Thesis @ SequeL

Links :

Hadrien Glaude. Méthodes des moments pour l'inférence de systèmes séquentiels linéaires rationnels, 2016. [ bib | PDF | slides ]


Abstract :

During my PhD, I explored inference of distributions with latent variables over sequences of symbols modeled by Multiplicity Automata using the Method of Moment. Multiplicity Automata (MA), also called weighted finite automata, encompass a large variety of linear systems as,
  • Stochastic languages (like PFA),
  • Stochastic processes (like HMM),
  • Controlled processes (like POMDP),
  • Sequence to sequence model like transducers.
MA allow treating under a common framework the existing models for all these kind of linear systems. An obvious advantage of using a common formalism is to extend established results to all sequential linear systems and to derive common learning algorithms and analysis.

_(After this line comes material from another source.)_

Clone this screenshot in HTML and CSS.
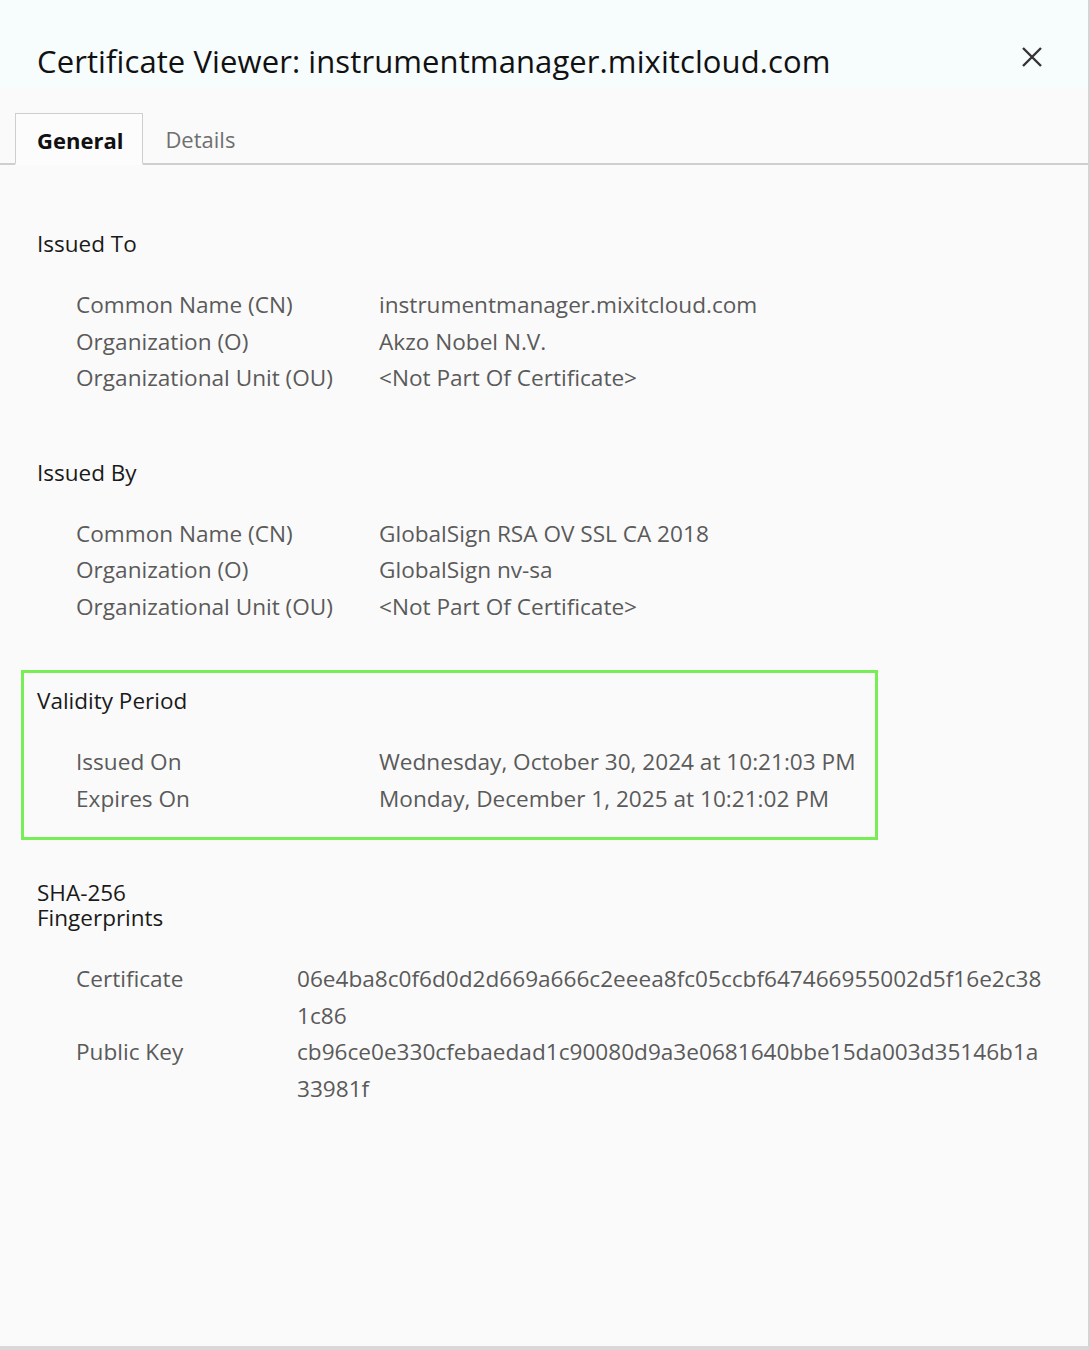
FILE: index.html
```html
<!DOCTYPE html>
<html>
<head>
  <title>Certificate Viewer</title>
  <meta charset="UTF-8">
  <link rel="stylesheet" href="styles.css">
</head>
<body>
  <div class="dialog">
    <div class="header">
      <h1>Certificate Viewer: instrumentmanager.mixitcloud.com</h1>
      <button class="close-btn" aria-label="Close">
        <svg width="22" height="22" viewBox="0 0 22 22">
          <path d="M2 2 L20 20 M20 2 L2 20" stroke="#333" stroke-width="2.4" fill="none"/>
        </svg>
      </button>
    </div>

    <div class="tabs">
      <div class="tab active">General</div>
      <div class="tab">Details</div>
    </div>

    <div class="content">
      <!-- Issued To -->
      <div class="section">
        <h2>Issued To</h2>
        <div class="rows">
          <div class="label">Common Name (CN)</div>
          <div class="value">instrumentmanager.mixitcloud.com</div>
          <div class="label">Organization (O)</div>
          <div class="value">Akzo Nobel N.V.</div>
          <div class="label">Organizational Unit (OU)</div>
          <div class="value">&lt;Not Part Of Certificate&gt;</div>
        </div>
      </div>

      <!-- Issued By -->
      <div class="section">
        <h2>Issued By</h2>
        <div class="rows">
          <div class="label">Common Name (CN)</div>
          <div class="value">GlobalSign RSA OV SSL CA 2018</div>
          <div class="label">Organization (O)</div>
          <div class="value">GlobalSign nv-sa</div>
          <div class="label">Organizational Unit (OU)</div>
          <div class="value">&lt;Not Part Of Certificate&gt;</div>
        </div>
      </div>

      <!-- Validity -->
      <div class="section highlighted">
        <h2>Validity Period</h2>
        <div class="rows">
          <div class="label">Issued On</div>
          <div class="value">Wednesday, October 30, 2024 at 10:21:03 PM</div>
          <div class="label">Expires On</div>
          <div class="value">Monday, December 1, 2025 at 10:21:02 PM</div>
        </div>
      </div>

      <!-- Fingerprints -->
      <div class="section">
        <h2 class="narrow">SHA-256 Fingerprints</h2>
        <div class="rows fingerprints">
          <div class="label">Certificate</div>
          <div class="value hash">06e4ba8c0f6d0d2d669a666c2eeea8fc05ccbf647466955002d5f16e2c38<wbr>1c86</div>
          <div class="label">Public Key</div>
          <div class="value hash">cb96ce0e330cfebaedad1c90080d9a3e0681640bbe15da003d35146b1a<wbr>33981f</div>
        </div>
      </div>
    </div>
  </div>
</body>
</html>
```

FILE: styles.css
```css
body {
  margin: 0;
  background-color: #fafafa;
  font-family: "Open Sans", "Noto Sans", sans-serif;
}
.dialog {
  width: 1088px;
  height: 1346px;
  border-right: 2px solid #d4d4d4;
  border-bottom: 4px solid #d8d8d8;
  background-color: #fafafa;
}
.header {
  display: flex;
  justify-content: space-between;
  align-items: center;
  height: 88px;
  padding: 34px 45px 0 37px;
  background-color: #f7fcfd;
  box-sizing: border-box;
}
.header h1 {
  margin: 0;
  font-size: 31px;
  font-weight: 400;
  line-height: 42px;
  color: #111;
  letter-spacing: 0.1px;
}
.close-btn {
  border: none;
  background: none;
  padding: 0;
  margin-bottom: 6px;
  cursor: pointer;
}
.tabs {
  display: flex;
  margin-top: 25px;
  padding-left: 15px;
  border-bottom: 2px solid #cfcfcf;
  height: 50px;
}
.tab {
  padding: 0 22px;
  line-height: 52px;
  font-size: 22px;
  color: #6f6f6f;
}
.tab.active {
  font-weight: 700;
  color: #111;
  background-color: #fcfcfc;
  border: 1px solid #cfcfcf;
  border-bottom: 2px solid #fcfcfc;
  margin-bottom: -2px;
  padding-left: 21px;
  padding-right: 19px;
}
.content {
  padding: 66px 0 0 37px;
}
.section {
  margin-bottom: 63px;
}
.section h2 {
  margin: 0 0 31px;
  font-size: 22.5px;
  font-weight: 400;
  line-height: 25px;
  color: #1a1a1a;
}
.section h2.narrow {
  width: 150px;
}
.rows {
  display: grid;
  grid-template-columns: 303px 1fr;
  padding-left: 39px;
  line-height: 36.5px;
  font-size: 22.6px;
  color: #5a5a5a;
}
.rows.fingerprints {
  grid-template-columns: 221px 756px;
}
.section.highlighted {
  width: 838px;
  margin-left: -16px;
  padding: 15px 0 20px 13px;
  border: 3px solid #77ee55;
  margin-top: -18px;
  margin-bottom: 40px;
}
```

Traditional learning to learn latent variable model algorithms like Baum-Welch, or gradient ascent on the likelihood, are iterative, slow and prone to get stuck in local optima. A recent alternative is to use the Method of Moments (MoM) to design fast and consistent algorithms with PAC-style guarantees.

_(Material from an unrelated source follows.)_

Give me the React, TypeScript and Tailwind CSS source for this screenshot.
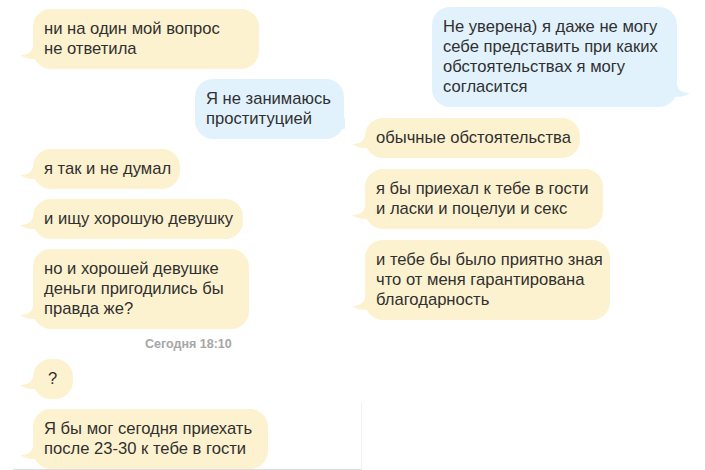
import type { ReactNode } from "react";

type Side = "in" | "out";

function Tail({ side }: { side: Side }) {
  if (side === "in") {
    return (
      <svg
        className="absolute left-[-13px] bottom-[4px] h-[22px] w-[22px] text-[#fdf2cf]"
        viewBox="0 0 22 22"
        fill="currentColor"
      >
        <path d="M13 2 C13 8 9 12 0 12 C6 16 12 17 22 15 L22 2 Z" />
      </svg>
    );
  }
  return (
    <svg
      className="absolute right-[-13px] bottom-[4px] h-[22px] w-[22px] text-[#e2f2fd]"
      viewBox="0 0 22 22"
      fill="currentColor"
    >
      <path d="M9 2 C9 8 13 12 22 12 C16 16 10 17 0 15 L0 2 Z" />
    </svg>
  );
}

function Bubble({ side, w, children }: { side: Side; w: string; children: ReactNode }) {
  return (
    <div
      className={
        "relative whitespace-nowrap rounded-[18px] px-[11px] py-[10px] text-[16.6px] leading-[20px] text-[#303030] " +
        (side === "in" ? "self-start bg-[#fdf2cf] " : "self-end bg-[#e2f2fd] ") +
        w
      }
    >
      <Tail side={side} />
      <div className="relative">{children}</div>
    </div>
  );
}

export default function App() {
  return (
    <div
      className="flex h-[470px] w-[705px] overflow-hidden bg-white"
      style={{ fontFamily: '"Liberation Sans", Arial, sans-serif' }}
    >
      {/* left chat */}
      <div className="ml-[13px] flex h-[470px] w-[349px] shrink-0 flex-col gap-[10px] border-b border-r border-b-[#dedede] border-r-[#f2f2f2] pl-[20px] pt-[9px]">
        <Bubble side="in" w="w-[226px]">
          ни на один мой вопрос
          <br />
          не ответила
        </Bubble>
        <Bubble side="out" w="mr-[17px] w-[149px]">
          Я не занимаюсь
          <br />
          проституцией
        </Bubble>
        <Bubble side="in" w="w-[147px]">
          я так и не думал
        </Bubble>
        <Bubble side="in" w="w-[210px]">
          и ищу хорошую девушку
        </Bubble>
        <Bubble side="in" w="w-[216px]">
          но и хорошей девушке
          <br />
          деньги пригодились бы
          <br />
          правда же?
        </Bubble>
        <div className="-my-[3px] ml-[112px] text-[12.5px] font-semibold leading-[16px] text-[#a6a6a6]">
          Сегодня 18:10
        </div>
        <Bubble side="in" w="w-[40px] pl-[15px]">
          ?
        </Bubble>
        <Bubble side="in" w="w-[235px]">
          Я бы мог сегодня приехать
          <br />
          после 23-30 к тебе в гости
        </Bubble>
      </div>

      {/* right chat */}
      <div className="relative z-10 -ml-[17px] flex h-[402px] flex-1 flex-col gap-[11px] bg-white pl-[20px] pr-[28px] pt-[7px]">
        <Bubble side="out" w="w-[245px]">
          Не уверена) я даже не могу
          <br />
          себе представить при каких
          <br />
          обстоятельствах я могу
          <br />
          согласится
        </Bubble>
        <Bubble side="in" w="w-[215px]">
          обычные обстоятельства
        </Bubble>
        <Bubble side="in" w="w-[238px]">
          я бы приехал к тебе в гости
          <br />и ласки и поцелуи и секс
        </Bubble>
        <Bubble side="in" w="w-[245px]">
          и тебе бы было приятно зная
          <br />
          что от меня гарантирована
          <br />
          благодарность
        </Bubble>
      </div>
    </div>
  );
}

However, MoM-based algorithms has two main cons. First, PAC-style guarantees holds only if the dimension of the learned model matches the dimension of the true one. Secondly, most MoM-based algorithm are improper, meaning that they learn a function close to the target distribution but that is not constrained to be a distribution. So, with a finite training set, the learned function can return negative values or values that do not sum to one. Practical applications rely on heuristic like thresholding and normalizing the function outputs to recover probability-like values. These heuristics introduce errors that degrades the performances and has no theoretical guarantees.

So, in my thesis, I have shown some results on the performance of a well-known MoM-based algorithm, the Spectral algorithm, when the learned model is smaller than the true one. My results, in the form of finite sample bounds, reflect the fact that with few training data, it can be more interesting to learn smaller models to avoid overfitting even if it introduces a bias. Here, the gap between singular values of a certain matrices containing probabilities of sequences play a crucial role.

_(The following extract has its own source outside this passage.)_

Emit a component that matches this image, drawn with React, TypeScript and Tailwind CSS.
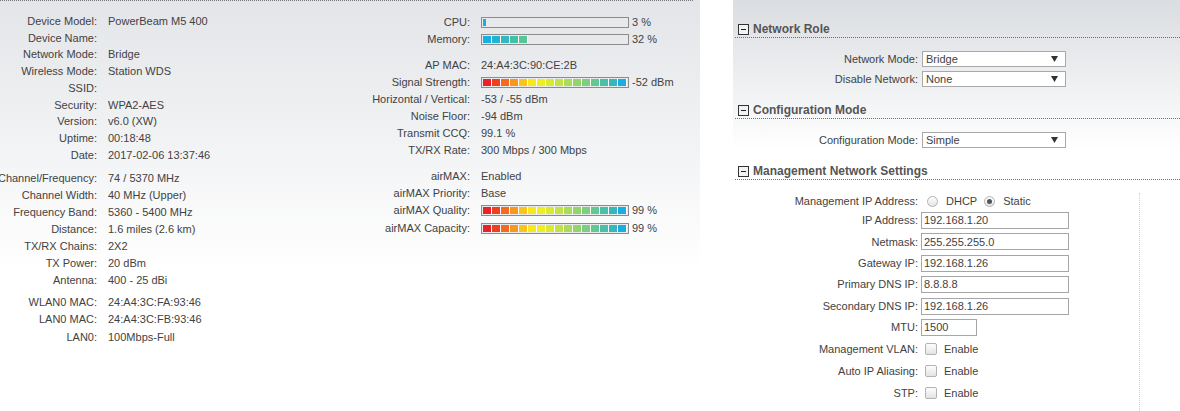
import React from 'react';

const SIGNAL = [
  '#e8212a', '#ef3f20', '#f46a1f', '#f8971d', '#fcc31a', '#fbe61a',
  '#eeee20', '#d9ea31', '#c2e443', '#aadd57', '#92d66b', '#7ad07f',
  '#62c893', '#4ac1a6', '#33b9bd', '#17aee2',
];
const MEMORY = ['#17aee2', '#22b3d2', '#33b9bd', '#44bfab', '#58c597'];

function Bar({ colors, cpu }: { colors: string[]; cpu?: boolean }) {
  return (
    <div className="flex h-[11px] w-[148px] shrink-0 border border-[#8c8c8c] bg-[#e8e9eb] p-px">
      {cpu && <div className="h-full w-[3px] bg-[#17aee2]" />}
      {colors.map((c, i) => (
        <div key={i} className="h-full w-[9px] border-r border-white" style={{ backgroundColor: c }} />
      ))}
    </div>
  );
}

function InfoRow({ label, value, h = 'h-[17px]' }: { label: string; value?: React.ReactNode; h?: string }) {
  return (
    <div className={`flex items-center ${h}`}>
      <div className="flex w-[97px] shrink-0 justify-end whitespace-nowrap">{label}</div>
      <div className="ml-[11px] flex items-center whitespace-nowrap">{value}</div>
    </div>
  );
}

function StatRow({ label, value, h = 'h-[17px]' }: { label: string; value?: React.ReactNode; h?: string }) {
  return (
    <div className={`flex items-center ${h}`}>
      <div className="flex w-[170px] shrink-0 justify-end whitespace-nowrap">{label}</div>
      <div className="ml-[11px] flex items-center whitespace-nowrap">{value}</div>
    </div>
  );
}

function BarValue({ colors, text, cpu }: { colors: string[]; text: string; cpu?: boolean }) {
  return (
    <>
      <Bar colors={colors} cpu={cpu} />
      <span className="ml-[3px]">{text}</span>
    </>
  );
}

function SectionHeader({ title, className }: { title: string; className: string }) {
  return (
    <div className={`ml-[2px] flex h-[17px] items-center border-b border-dotted border-[#6f6f6f] pl-[3px] ${className}`}>
      <div className="flex h-[11px] w-[11px] items-center justify-center border border-[#333] bg-[#f2f2f2]">
        <div className="h-px w-[5px] bg-[#222]" />
      </div>
      <span className="ml-[4px] text-[12px] font-bold text-[#555]">{title}</span>
    </div>
  );
}

function FormRow({ label, children, className = '' }: { label: string; children: React.ReactNode; className?: string }) {
  return (
    <div className={`flex items-center ${className}`}>
      <div className="flex w-[185px] shrink-0 justify-end whitespace-nowrap">{label}</div>
      <div className="ml-[3px] flex items-center">{children}</div>
    </div>
  );
}

function Select({ value }: { value: string }) {
  return (
    <div className="ml-px flex h-[16px] w-[144px] items-center justify-between border border-[#a9a9a9] bg-white pl-[3px] pr-[7px]">
      <span>{value}</span>
      <svg width="7" height="6" viewBox="0 0 7 6">
        <path d="M0 0 H7 L3.5 6 Z" fill="#333" />
      </svg>
    </div>
  );
}

function Input({ value, w = 'w-[148px]' }: { value: string; w?: string }) {
  return (
    <div className={`flex h-[17px] items-center border border-[#a6a6a6] bg-white pl-[2px] ${w}`}>{value}</div>
  );
}

function Radio({ checked }: { checked?: boolean }) {
  return (
    <div className="flex h-[11px] w-[11px] items-center justify-center rounded-full border border-[#b3b3b3] bg-[linear-gradient(to_bottom,#fdfdfd,#e6e6e6)]">
      {checked && <div className="h-[5px] w-[5px] rounded-full bg-[#555]" />}
    </div>
  );
}

function Check() {
  return (
    <div className="ml-[4px] h-[12px] w-[12px] rounded-[2px] border border-[#b3b3b3] bg-[linear-gradient(to_bottom,#fdfdfd,#e4e4e4)]" />
  );
}

export default function App() {
  return (
    <div className="flex h-[411px] w-[1180px] overflow-hidden bg-white font-['Liberation_Sans',Arial,sans-serif] text-[11px] text-[#424242]">
      {/* Status page */}
      <div className="flex w-[700px] shrink-0 flex-col overflow-hidden bg-[linear-gradient(to_bottom,#e3e5e8,#ffffff_270px)]">
        <div className="w-[693px] border-t border-dotted border-[#777]" />
        <div className="flex">
          <div className="w-[300px] shrink-0 pt-[12px]">
            <InfoRow h="h-[16.7px]" label="Device Model:" value="PowerBeam M5 400" />
            <InfoRow h="h-[16.7px]" label="Device Name:" />
            <InfoRow h="h-[16.7px]" label="Network Mode:" value="Bridge" />
            <InfoRow h="h-[16.7px]" label="Wireless Mode:" value="Station WDS" />
            <InfoRow h="h-[16.7px]" label="SSID:" />
            <InfoRow h="h-[16.7px]" label="Security:" value="WPA2-AES" />
            <InfoRow h="h-[16.7px]" label="Version:" value="v6.0 (XW)" />
            <InfoRow h="h-[16.7px]" label="Uptime:" value="00:18:48" />
            <InfoRow h="h-[16.7px]" label="Date:" value="2017-02-06 13:37:46" />
            <div className="mt-[7px]">
              <InfoRow label="Channel/Frequency:" value="74 / 5370 MHz" />
              <InfoRow label="Channel Width:" value="40 MHz (Upper)" />
              <InfoRow label="Frequency Band:" value="5360 - 5400 MHz" />
              <InfoRow label="Distance:" value="1.6 miles (2.6 km)" />
              <InfoRow label="TX/RX Chains:" value="2X2" />
              <InfoRow label="TX Power:" value="20 dBm" />
              <InfoRow label="Antenna:" value="400 - 25 dBi" />
            </div>
            <div className="mt-[4px]">
              <InfoRow h="h-[17.5px]" label="WLAN0 MAC:" value="24:A4:3C:FA:93:46" />
              <InfoRow h="h-[17.5px]" label="LAN0 MAC:" value="24:A4:3C:FB:93:46" />
              <InfoRow h="h-[17.5px]" label="LAN0:" value="100Mbps-Full" />
            </div>
          </div>

          <div className="pt-[13px]">
            <StatRow label="CPU:" value={<BarValue colors={[]} cpu text="3 %" />} />
            <StatRow h="h-[16.5px]" label="Memory:" value={<BarValue colors={MEMORY} text="32 %" />} />
            <div className="mt-[9px]">
              <StatRow label="AP MAC:" value="24:A4:3C:90:CE:2B" />
              <StatRow label="Signal Strength:" value={<BarValue colors={SIGNAL} text="-52 dBm" />} />
              <StatRow label="Horizontal / Vertical:" value="-53 / -55 dBm" />
              <StatRow label="Noise Floor:" value="-94 dBm" />
              <StatRow label="Transmit CCQ:" value="99.1 %" />
              <StatRow label="TX/RX Rate:" value="300 Mbps / 300 Mbps" />
            </div>
            <div className="mt-[9px]">
              <StatRow h="h-[17.3px]" label="airMAX:" value="Enabled" />
              <StatRow h="h-[17.3px]" label="airMAX Priority:" value="Base" />
              <StatRow h="h-[17.3px]" label="airMAX Quality:" value={<BarValue colors={SIGNAL} text="99 %" />} />
              <StatRow h="h-[17.3px]" label="airMAX Capacity:" value={<BarValue colors={SIGNAL} text="99 %" />} />
            </div>
          </div>
        </div>
      </div>

      <div className="w-[33px] shrink-0 bg-white" />

      {/* Network settings page */}
      <div className="flex flex-1 flex-col bg-[linear-gradient(to_bottom,#dadde1,#ffffff_150px)]">
        <SectionHeader title="Network Role" className="mt-[21px]" />
        <FormRow label="Network Mode:" className="mt-[13px] h-[16px]">
          <Select value="Bridge" />
        </FormRow>
        <FormRow label="Disable Network:" className="mt-[4px] h-[16px]">
          <Select value="None" />
        </FormRow>

        <SectionHeader title="Configuration Mode" className="mt-[15px]" />
        <FormRow label="Configuration Mode:" className="mt-[13px] h-[16px]">
          <Select value="Simple" />
        </FormRow>

        <SectionHeader title="Management Network Settings" className="mt-[15px]" />
        <div className="mt-[13px] flex flex-1">
          <div className="flex w-[406px] shrink-0 flex-col">
            <FormRow label="Management IP Address:" className="h-[17px]">
              <div className="ml-[6px] flex items-center">
                <Radio />
                <span className="ml-[8px]">DHCP</span>
                <div className="ml-[7px]">
                  <Radio checked />
                </div>
                <span className="ml-[8px]">Static</span>
              </div>
            </FormRow>
            <div className="mt-[2px] flex flex-col gap-[4.4px]">
              <FormRow label="IP Address:">
                <Input value="192.168.1.20" />
              </FormRow>
              <FormRow label="Netmask:">
                <Input value="255.255.255.0" />
              </FormRow>
              <FormRow label="Gateway IP:">
                <Input value="192.168.1.26" />
              </FormRow>
              <FormRow label="Primary DNS IP:">
                <Input value="8.8.8.8" />
              </FormRow>
              <FormRow label="Secondary DNS IP:">
                <Input value="192.168.1.26" />
              </FormRow>
              <FormRow label="MTU:">
                <Input value="1500" w="w-[56px]" />
              </FormRow>
            </div>
            <div className="mt-[2px]">
              <FormRow label="Management VLAN:" className="h-[22px]">
                <Check />
                <span className="ml-[7px]">Enable</span>
              </FormRow>
              <FormRow label="Auto IP Aliasing:" className="h-[22px]">
                <Check />
                <span className="ml-[7px]">Enable</span>
              </FormRow>
              <FormRow label="STP:" className="h-[23px]">
                <Check />
                <span className="ml-[7px]">Enable</span>
              </FormRow>
            </div>
          </div>
          <div className="border-l border-dotted border-[#cfcfcf]" />
        </div>
      </div>
    </div>
  );
}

The rest of my thesis has been driven by the design of learning algorithms that return true probabilities with PAC-style guarantees for a particular class of MA. Interestingly, it involved new results on Non-negative Matrix Factorization for Separable matrices. Experiments on real and synthetic datasets demonstrated state of art performances in comparison to other MoM-based algorithms and Baum-Welch.

Although, I mainly addressed the learning of stochastic languages and processes, the natural next step to thesis is to apply my algorithms to learn controlled processes and jump into reinforcement learning problems in partially observable environments.